Abbott shook his head. “I don’t think so. Doctor, you will go along with me? You’ll walk that extra mile?”
“Yes, of course,” said Benton. “I’ll keep it all in mind. I’ll be seeing you again, you said, or hearing from you, a few months from now.??
?
“I can’t tell you exactly when. I have a lot of ground to cover. But I promise I’ll be in touch again.”
They talked a while longer, then Abbott left.
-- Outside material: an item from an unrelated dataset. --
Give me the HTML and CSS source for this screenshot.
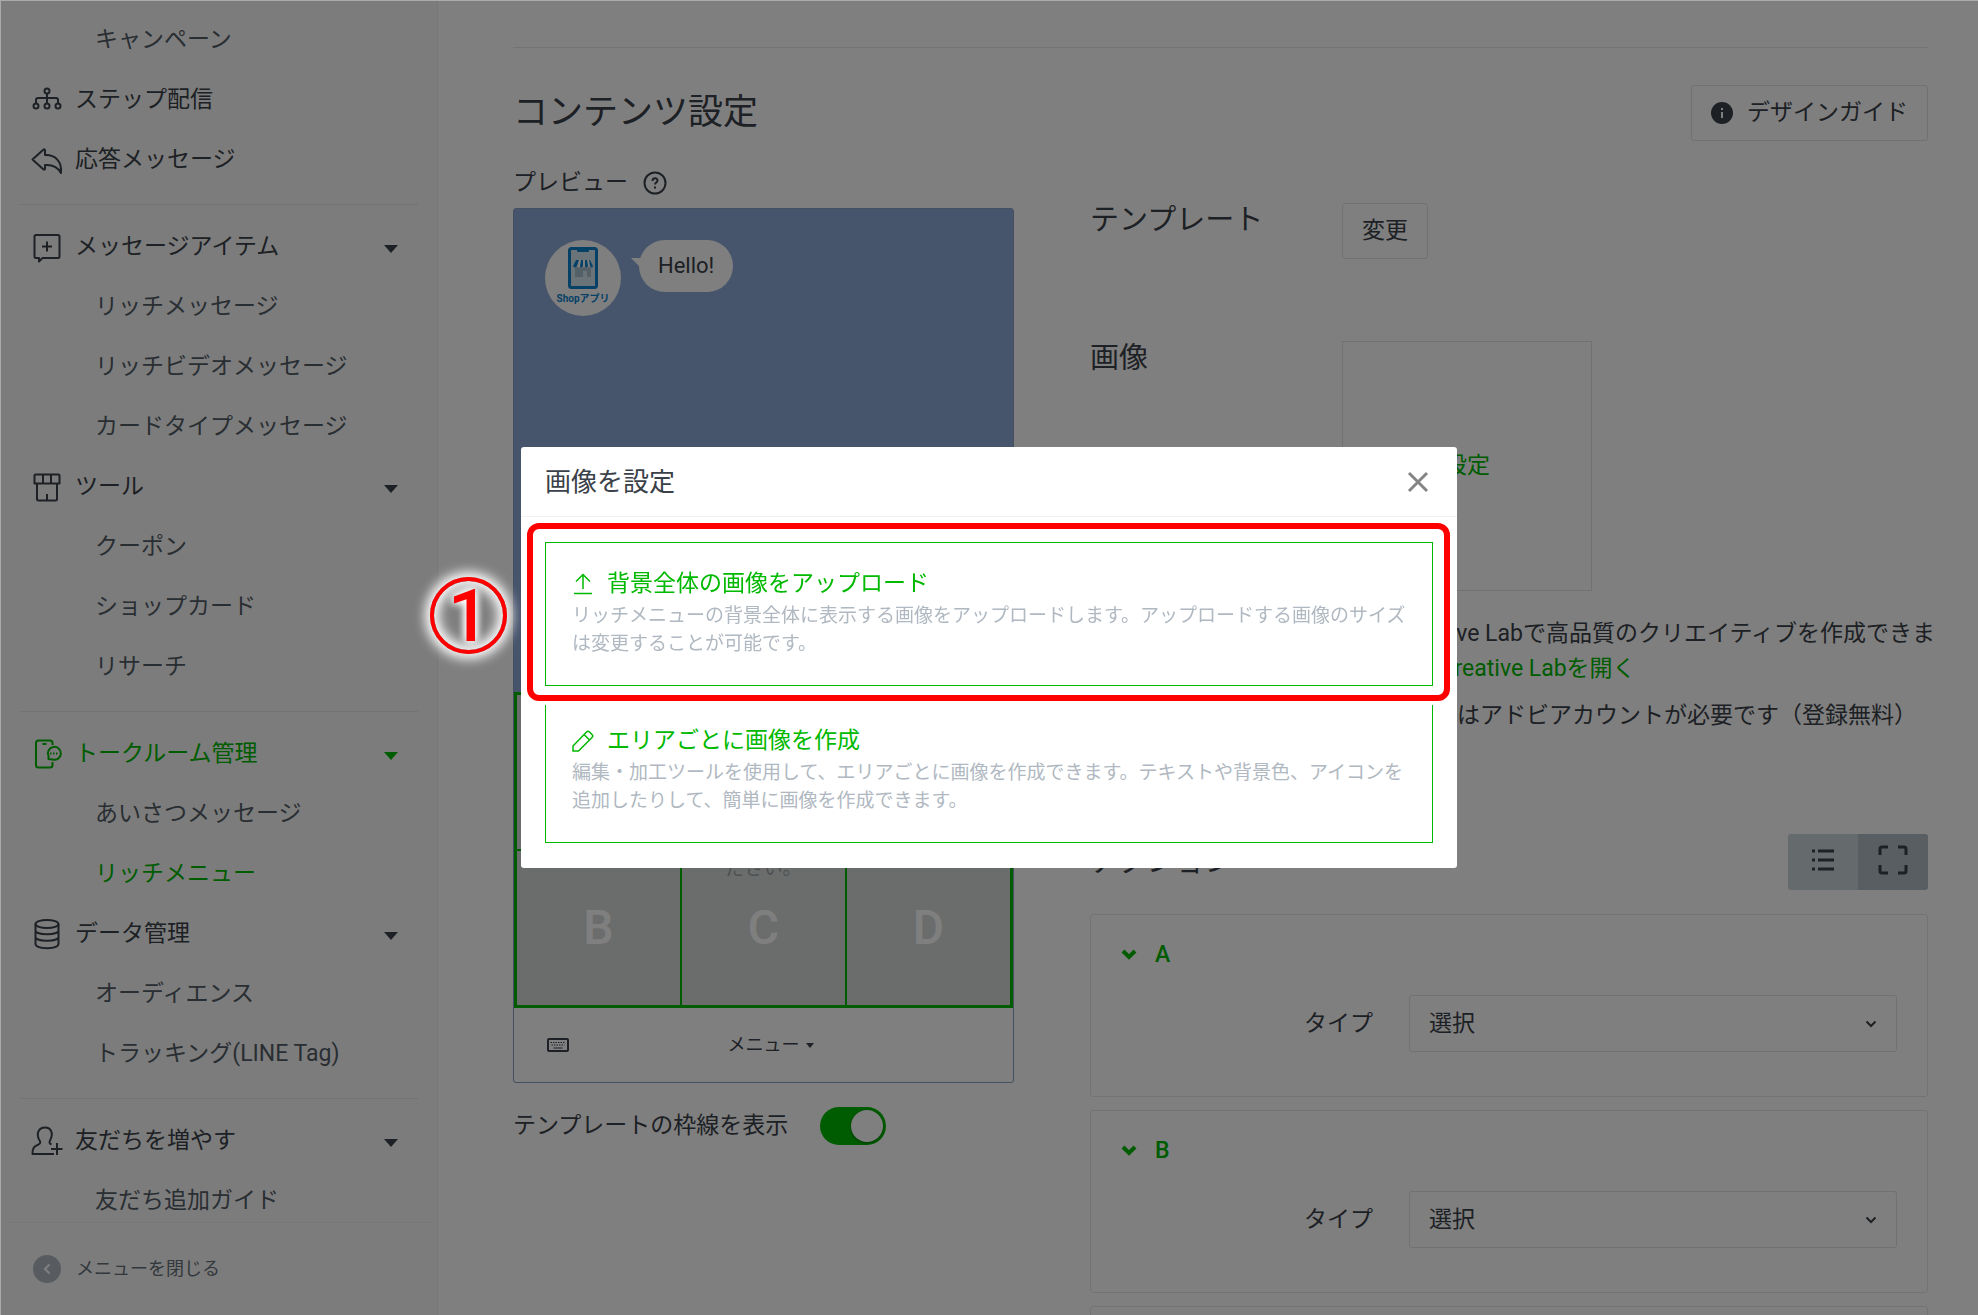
FILE: index.html
```html
<!DOCTYPE html>
<html lang="ja">
  <head>
    <meta charset="UTF-8" />
    <meta name="viewport" content="width=device-width, initial-scale=1.0" />
    <title>リッチメニュー</title>
    <link rel="stylesheet" href="styles.css">
  </head>

  <body>
    <div class="app">
      <aside class="sidebar">
        <nav class="menu">
          <a href="#" class="sub">キャンペーン</a>
          <a href="#" class="item">
            <svg class="icon" viewBox="0 0 32 32">
              <circle cx="16" cy="7" r="2.5" /><circle cx="5" cy="22" r="2.5" /><circle cx="16" cy="22" r="2.5" /><circle cx="27" cy="22" r="2.5" />
              <path d="M16 9.500v10M5 19.500v-3.500q0-2 2-2h18q2 0 2 2v3.500" />
            </svg>
            ステップ配信
          </a>
          <a href="#" class="item">
            <svg class="icon" viewBox="0 0 32 32">
              <path d="M1.500 15.500 12 6q2-1.500 2 .500v4.500C24 10.500 31 17 30 29c-3-6-8-8.500-16-8v3.500q0 2-2 .500z" />
            </svg>
            応答メッセージ
          </a>
          <hr />
          <a href="#" class="item open">
            <svg class="icon" viewBox="0 0 32 32">
              <path d="M5 4h22q1.500 0 1.500 1.500v20q0 1.500-1.500 1.500H11.500L8 30.500V27H5q-1.500 0-1.500-1.500v-20Q3.500 4 5 4zM16 10.500v10M11 15.500h10" />
            </svg>
            メッセージアイテム
          </a>
          <a href="#" class="sub">リッチメッセージ</a>
          <a href="#" class="sub">リッチビデオメッセージ</a>
          <a href="#" class="sub">カードタイプメッセージ</a>
          <a href="#" class="item open">
            <svg class="icon" viewBox="0 0 32 32">
              <path d="M4.500 3.500h23q1 0 1 1v8h-25v-8q0-1 1-1zM12 3.500v9M20 3.500v9M6 12.500V28q0 1.500 1.500 1.500h17Q26 29.500 26 28V12.500M16 23v6" />
            </svg>
            ツール
          </a>
          <a href="#" class="sub">クーポン</a>
          <a href="#" class="sub">ショップカード</a>
          <a href="#" class="sub">リサーチ</a>
          <hr />
          <a href="#" class="item open active">
            <svg class="icon" viewBox="0 0 32 32">
              <path d="M21.500 7V5q0-2.500-2.500-2.500H7.500Q5 2.500 5 5v22q0 2.500 2.500 2.500H19q2.500 0 2.500-2.500v-3M11.500 6h4" />
              <path d="M17.500 21v-3a6.500 6.500 0 1 1 4 3.500z" />
              <path d="M19 15.500h1.500M22 15.500h1.500M25 15.500h1.500" />
            </svg>
            トークルーム管理
          </a>
          <a href="#" class="sub">あいさつメッセージ</a>
          <a href="#" class="sub active">リッチメニュー</a>
          <a href="#" class="item open">
            <svg class="icon" viewBox="0 0 32 32">
              <ellipse cx="16" cy="6" rx="11.500" ry="4" />
              <path d="M4.500 6v20c0 5.500 23 5.500 23 0V6M4.500 12.500c0 5 23 5 23 0M4.500 19c0 5 23 5 23 0" />
            </svg>
            データ管理
          </a>
          <a href="#" class="sub">オーディエンス</a>
          <a href="#" class="sub">トラッキング(LINE Tag)</a>
          <hr />
          <a href="#" class="item open">
            <svg class="icon" viewBox="0 0 32 32">
              <path d="M23 29H1.500c0-7 2-7.500 6-9.500 2.500-1.500 2-3 .5-5C5 8 8 2.500 14 2.500S22.500 8 19.500 14.500c-1.500 2.500-1.500 4 1 5M26 18v12M20 24h11.500" />
            </svg>
            友だちを増やす
          </a>
          <a href="#" class="sub">友だち追加ガイド</a>
        </nav>
        <button class="collapse">
          <svg viewBox="0 0 28 28"><circle cx="14" cy="14" r="14" /><path d="M16.500 9.500 12 14l4.500 4.500" /></svg>
          メニューを閉じる
        </button>
      </aside>

      <main class="content">
        <hr />
        <div class="title-row">
          <h1>コンテンツ設定</h1>
          <button class="btn">
            <svg viewBox="0 0 22 22"><circle cx="11" cy="11" r="11" /><path d="M11 6v2M11 10v6" /></svg>
            デザインガイド
          </button>
        </div>

        <div class="columns">
          <section class="preview-col">
            <h2>
              プレビュー
              <svg viewBox="0 0 24 24"><circle cx="12" cy="12" r="10.500" /><path d="M9.500 10c0-3.500 5-3.500 5-.5 0 2-2.500 2-2.500 4M12 15.500v2" /></svg>
            </h2>
            <div class="preview">
              <div class="chat">
                <div class="avatar">
                  <svg viewBox="0 0 30 42">
                    <rect x="1.500" y="1.500" width="27" height="39" rx="2" fill="#d3e6f0" stroke="#0b83cd" stroke-width="3" />
                    <path d="M9 1h12v3q0 1-1 1H10q-1 0-1-1z" fill="#0b83cd" />
                    <path d="M7 20h16v10h-4v-6h-4v6H7z" fill="#a9c0cf" />
                    <path d="M8 13h14l3 6q-2 3-4 0-2 3-4 0-2 3-4 0-2 3-4 0-2 3-4 0z" fill="#fff" />
                    <path d="M8 13h3l-2 6q-2 3-4 0zM13 13h2v6q-2 3-3 0zM17 13h2l1 6q-2 3-3 0zM22 13l3 6q-1 3-3 0l-1-6z" fill="#0b83cd" />
                  </svg>
                  <span>Shopアプリ</span>
                </div>
                <div class="bubble">Hello!</div>
              </div>
              <div class="rich-menu">
                <div class="cell wide">A</div>
                <div class="cell">B</div>
                <div class="cell">C</div>
                <div class="cell">D</div>
                <p>画像をアップロードしてく<br />ださい。</p>
              </div>
              <div class="menu-bar">
                <svg viewBox="0 0 22 14">
                  <rect x="1" y="1" width="20" height="12" rx="1" />
                  <path d="M3.500 4.500h15M4.500 7h13" stroke-dasharray="1.500 1" /><path d="M6.500 10h9" />
                </svg>
                <span>メニュー</span>
              </div>
            </div>
            <div class="border-toggle">
              <label for="showBorder">テンプレートの枠線を表示</label>
              <input type="checkbox" id="showBorder" class="switch" checked />
            </div>
          </section>

          <section class="settings">
            <div class="field">
              <h3>テンプレート</h3>
              <button class="btn">変更</button>
            </div>
            <div class="field image-field">
              <h3>画像</h3>
              <div class="image-body">
                <button class="image-box">設定</button>
                <p>LINE Creative Labで高品質のクリエイティブを作成できま<br />す。<a href="#">LINE Creative Labを開く</a></p>
                <p>※ご利用にはアドビアカウントが必要です（登録無料）</p>
              </div>
            </div>

            <div class="action-row">
              <h3>アクション</h3>
              <div class="view-switch">
                <button aria-label="リスト表示">
                  <svg viewBox="0 0 24 24"><path d="M1 3h3M7 3h16M1 12h3M7 12h16M1 21h3M7 21h16" /></svg>
                </button>
                <button class="on" aria-label="全体表示">
                  <svg viewBox="0 0 30 30"><path d="M2 10V4q0-2 2-2h6M20 2h6q2 0 2 2v6M28 20v6q0 2-2 2h-6M10 28H4q-2 0-2-2v-6" /></svg>
                </button>
              </div>
            </div>

            <div class="card">
              <button class="card-head">
                <svg viewBox="0 0 16 12"><path d="M2 2l6 6 6-6" /></svg>A
              </button>
              <div class="card-row">
                <label for="typeA">タイプ</label>
                <div class="select-wrap">
                  <select id="typeA"><option>選択</option></select>
                  <svg viewBox="0 0 12 8"><path d="M1.500 1.500 6 6l4.500-4.500" /></svg>
                </div>
              </div>
            </div>
            <div class="card">
              <button class="card-head">
                <svg viewBox="0 0 16 12"><path d="M2 2l6 6 6-6" /></svg>B
              </button>
              <div class="card-row">
                <label for="typeB">タイプ</label>
                <div class="select-wrap">
                  <select id="typeB"><option>選択</option></select>
                  <svg viewBox="0 0 12 8"><path d="M1.500 1.500 6 6l4.500-4.500" /></svg>
                </div>
              </div>
            </div>
            <div class="card"></div>
          </section>
        </div>
      </main>
    </div>

    <div class="overlay">
      <div class="modal" role="dialog" aria-labelledby="modalTitle">
        <div class="modal-head">
          <h2 id="modalTitle">画像を設定</h2>
          <button class="close" aria-label="閉じる">
            <svg viewBox="0 0 22 22"><path d="M2 2l18 18M20 2 2 20" /></svg>
          </button>
        </div>
        <div class="modal-body">
          <button class="option marked">
            <span class="option-title">
              <svg viewBox="0 0 22 22" stroke-width="1.500"><path d="M11 16V1.500M4 8.500l7-7 7 7M2 20.500h18" /></svg>
              背景全体の画像をアップロード
            </span>
            <span class="option-text">リッチメニューの背景全体に表示する画像をアップロードします。アップロードする画像のサイズは変更することが可能です。</span>
          </button>
          <button class="option">
            <span class="option-title">
              <svg viewBox="0 0 22 22" stroke-width="1.500"><path d="M1 21v-5L14.500 2q1.500-1.500 3 0L20 4.500q1.500 1.500 0 3L6.500 21zM12 4.500l5.500 5.500" /></svg>
              エリアごとに画像を作成
            </span>
            <span class="option-text">編集・加工ツールを使用して、エリアごとに画像を作成できます。テキストや背景色、アイコンを追加したりして、簡単に画像を作成できます。</span>
          </button>
        </div>
        <span class="step">1</span>
      </div>
    </div>
  </body>
</html>
```

FILE: styles.css
```css
* {
  box-sizing: border-box;
}

body {
  margin: 0;
  font-family: Roboto, "Noto Sans CJK JP", sans-serif;
  font-size: 23px;
  line-height: 30px;
  color: #3a4148;
  background: #fff;
}

h1,
h2,
h3,
p {
  margin: 0;
  font-weight: 400;
}

a {
  color: #00b900;
  text-decoration: none;
}

button,
select {
  font: inherit;
  color: inherit;
  cursor: pointer;
}

svg {
  flex: none;
  fill: none;
  stroke: currentColor;
}

hr {
  margin: 0;
  border: 0;
  border-top: 1px solid #e4e7ea;
}

.app {
  display: flex;
  height: 100vh;
  overflow: hidden;
}

/* sidebar */
.sidebar {
  flex: none;
  display: flex;
  flex-direction: column;
  width: 438px;
  background: #f9f9f9;
  border-right: 1px solid #eceef0;
}

.menu {
  flex: 1;
  min-height: 0;
  overflow: hidden;
  padding: 10px 19px 0 20px;
}

.menu hr {
  margin: 14px 0 12px;
}

.menu a {
  display: flex;
  align-items: center;
  height: 60px;
  color: #3a4148;
}

.menu .sub {
  padding-left: 75px;
  color: #525c66;
}

.menu .item {
  gap: 12px;
  padding: 0 20px 0 11px;
}

.menu .open::after {
  content: "";
  margin-left: auto;
  margin-top: 3px;
  border: 7px solid transparent;
  border-top: 8px solid currentColor;
  border-bottom: 0;
}

.menu .active {
  color: #00b900;
}

.icon {
  width: 32px;
  height: 32px;
  stroke-width: 2;
  stroke-linejoin: round;
}

.collapse {
  display: flex;
  align-items: center;
  gap: 15px;
  height: 93px;
  margin: 0 6px;
  padding: 0 27px;
  border: 0;
  border-top: 1px solid #eceef0;
  background: none;
  font-size: 18px;
  color: #66707a;
}

.collapse svg {
  width: 28px;
  height: 28px;
  stroke: #fff;
  stroke-width: 2;
}

.collapse circle {
  fill: #b0b8c1;
  stroke: none;
}

/* content */
.content {
  flex: 1;
  min-width: 0;
  padding: 47px 50px 0 75px;
}

.title-row {
  display: flex;
  justify-content: space-between;
  align-items: center;
  margin: 37px 0 25px;
}

h1 {
  font-size: 35px;
  line-height: 48px;
}

.btn {
  display: flex;
  align-items: center;
  gap: 14px;
  height: 56px;
  padding: 0 19px;
  border: 1px solid #dfe3e6;
  border-radius: 3px;
  background: #fff;
}

.btn svg {
  width: 22px;
  height: 22px;
  stroke: #fff;
  stroke-width: 2;
}

.btn circle {
  fill: #3a4148;
  stroke: none;
}

.columns {
  display: flex;
  gap: 76px;
}

.preview-col {
  flex: none;
  width: 501px;
}

.preview-col h2 {
  display: flex;
  align-items: center;
  gap: 15px;
  height: 34px;
  margin-bottom: 8px;
  font-size: 23px;
}

.preview-col h2 svg {
  width: 24px;
  height: 24px;
  stroke-width: 2;
}

.preview {
  border: 1px solid #8b9fc4;
  border-radius: 3px;
  background: #fff;
}

.chat {
  display: flex;
  align-items: flex-start;
  gap: 18px;
  height: 483px;
  padding: 31px;
  background: #8fabd9;
}

.avatar {
  display: flex;
  flex-direction: column;
  align-items: center;
  width: 76px;
  height: 76px;
  padding-top: 7px;
  border-radius: 50%;
  background: #fff;
}

.avatar svg {
  width: 30px;
  height: 42px;
  stroke: none;
}

.avatar span {
  font-size: 10px;
  font-weight: 700;
  line-height: 20px;
  color: #0b83cd;
}

.bubble {
  position: relative;
  padding: 11px 19px;
  border-radius: 26px;
  background: #fff;
  font-size: 22px;
}

.bubble::before {
  content: "";
  position: absolute;
  left: -8px;
  top: 18px;
  border-top: 12px solid #fff;
  border-left: 12px solid transparent;
}

.rich-menu {
  position: relative;
  display: grid;
  grid-template-columns: repeat(3, 1fr);
  grid-template-rows: 154px 154px;
  gap: 2px;
  padding: 3px;
  background: #00b900;
}

.cell {
  display: flex;
  align-items: center;
  justify-content: center;
  background: #d7dbd9;
  color: #fff;
  font-size: 48px;
  font-weight: 500;
}

.wide {
  grid-column: 1 / -1;
}

/* guide text lies over the cells */
.rich-menu p {
  position: absolute;
  inset: 0;
  display: grid;
  place-content: center;
  text-align: center;
  font-size: 19px;
  line-height: 38px;
  color: #9aa1a6;
}

.menu-bar {
  display: grid;
  grid-template-columns: 1fr auto 1fr;
  align-items: center;
  height: 74px;
  padding: 0 33px;
  font-size: 18px;
}

.menu-bar svg {
  width: 22px;
  height: 14px;
  stroke-width: 2;
}

.menu-bar path {
  stroke-width: 1;
}

.menu-bar span {
  display: flex;
  align-items: center;
  gap: 6px;
  padding-left: 14px;
}

.menu-bar span::after {
  content: "";
  border: 4px solid transparent;
  border-top: 5px solid currentColor;
  border-bottom: 0;
}

.border-toggle {
  display: flex;
  align-items: center;
  gap: 32px;
  margin-top: 24px;
}

.switch {
  appearance: none;
  width: 66px;
  height: 38px;
  margin: 0;
  padding: 3px;
  border-radius: 19px;
  background: #00b900;
}

.switch::before {
  content: "";
  display: block;
  width: 32px;
  height: 32px;
  margin-left: auto;
  border-radius: 50%;
  background: #fff;
  box-shadow: 0 1px 3px rgba(0, 0, 0, 0.4);
}

.settings {
  flex: 1;
  min-width: 0;
  padding-top: 37px;
}

h3 {
  font-size: 29px;
  line-height: 34px;
}

.field {
  display: grid;
  grid-template-columns: 252px 1fr;
  justify-items: start;
}

.image-field {
  margin-top: 82px;
}

.image-box {
  display: block;
  width: 250px;
  height: 250px;
  margin-bottom: 25px;
  border: 1px solid #dfe3e6;
  background: #fff;
  color: #00b900;
}

.image-body p {
  margin-bottom: 12px;
  line-height: 35px;
  white-space: nowrap;
}

.action-row {
  display: flex;
  justify-content: space-between;
  align-items: center;
  margin: 89px 0 24px;
}

.action-row h3 {
  line-height: 30px;
}

.view-switch {
  display: flex;
  overflow: hidden;
  border-radius: 3px;
}

.view-switch button {
  display: grid;
  place-items: center;
  width: 70px;
  height: 56px;
  padding: 0 0 4px;
  border: 0;
  background: #cbd5db;
}

.view-switch .on {
  background: #b2bdc5;
}

.view-switch svg {
  width: 24px;
  height: 24px;
  stroke-width: 3;
}

.view-switch .on svg {
  width: 30px;
  height: 30px;
  stroke-width: 3;
}

.card {
  min-height: 183px;
  margin-bottom: 13px;
  padding: 25px 30px;
  border: 1px solid #e4e7ea;
  border-radius: 3px;
}

.card-head {
  display: flex;
  align-items: center;
  gap: 18px;
  margin-bottom: 25px;
  padding: 0;
  border: 0;
  background: none;
  font-weight: 500;
  color: #00b900;
}

.card-head svg {
  width: 16px;
  height: 12px;
  stroke-width: 4;
}

.card-row {
  display: grid;
  grid-template-columns: 252px 1fr;
  align-items: center;
  gap: 36px;
}

.card-row label {
  text-align: right;
}

.select-wrap {
  position: relative;
}

select {
  appearance: none;
  display: block;
  width: 100%;
  height: 57px;
  padding: 0 19px;
  border: 1px solid #dfe3e6;
  border-radius: 3px;
  background: #fff;
}

.select-wrap svg {
  position: absolute;
  right: 20px;
  top: 25px;
  width: 12px;
  height: 8px;
  stroke-width: 2;
  pointer-events: none;
}

/* modal */
.overlay {
  position: fixed;
  inset: 0;
  display: flex;
  align-items: center;
  justify-content: center;
  background: rgba(0, 0, 0, 0.5);
  box-shadow: inset 1px 1px rgba(255, 255, 255, 0.35);
}

.modal {
  position: relative;
  width: 936px;
  border-radius: 3px;
  background: #fff;
}

.modal-head {
  display: flex;
  align-items: center;
  justify-content: space-between;
  height: 70px;
  padding: 0 28px 0 24px;
  border-bottom: 1px solid #f1f2f4;
}

.modal-head h2 {
  font-size: 26px;
}

.close {
  display: flex;
  padding: 0;
  border: 0;
  background: none;
  color: #848484;
}

.close svg {
  width: 22px;
  height: 22px;
  stroke-width: 3;
}

.modal-body {
  display: grid;
  gap: 13px;
  padding: 25px 24px;
}

.option {
  position: relative;
  min-height: 144px;
  padding: 25px 20px 27px 26px;
  border: 1px solid #00b900;
  background: #fff;
  text-align: left;
}

.option-title {
  display: flex;
  align-items: center;
  gap: 13px;
  margin-bottom: 2px;
  line-height: 32px;
  color: #00b900;
}

.option-title svg {
  width: 22px;
  height: 22px;
}

.option-text {
  display: block;
  font-size: 19px;
  line-height: 28px;
  color: #b0b8c1;
}

/* red callout with a thin white halo */
.marked {
  z-index: 1;
}

.marked::after {
  content: "";
  position: absolute;
  inset: -20px -18px -16px -19px;
  border: 6px solid #f00;
  border-radius: 12px;
  box-shadow: 0 0 0 4px #fff;
}

.step {
  position: absolute;
  left: -91px;
  top: 130px;
  width: 77px;
  height: 77px;
  border: 4px solid #f00;
  border-radius: 50%;
  box-shadow: 0 0 12px 5px #fff, inset 0 0 12px 5px #fff;
  color: #f00;
  font-size: 72px;
  font-weight: 500;
  line-height: 72px;
  text-align: center;
  text-shadow: 0 0 8px #fff, 0 0 8px #fff, 0 0 10px #fff;
}
```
Benton followed him out to his car, thinking as he walked along with him that it had been a long time since he had met a man he liked so instinctively. Here was a man whose name in the last few years had become a household word and, yet, there was about him none of the self-importance that so many eminent men wore as a cloak wrapped about themselves. He found himself looking forward to that day, some months from now, when they would be in touch again. Here was a sincere man you did not brush off automatically, even if his ideas seemed a bit offbeat. Thinking of it, Benton had to admit that Abbott’s idea did seem a bit offbeat.
His first patient after Abbott left was Helen Anderson.
Helen and Herb Anderson were old family friends, had been for many years. Herb owned a men’s ready-to-wear store; he was one of the community’s most successful businessmen. Helen was president of the Flower and Garden Club and, for years, her roses had been blue ribbon winners at the State Fair.
She showed him her right hand. The skin across the knuckles was rough and red. When he rubbed his thumb over it, it felt dry and scaly.
“Looks like eczema,” he said. “We’ll try some ointment on it.”
“I worked in the garden after I noticed it,” she said. “I don’t suppose that did it any good.”
“Probably no harm, either. How’s the garden doing?”
“Couldn’t be better. You should see my peas, and I am trying a new kind of tomato. You and Harriet drop over some evening and have a look at it. It’s been a long time since the four of us have gotten together.”
“That’s part of being a doctor,” Benton said. “You think you have an evening and then something happens. You never can be sure.”
“You work too hard.”
“All of us do,” he told her. “We get involved. What we do assumes a great importance. Your garden, for example.”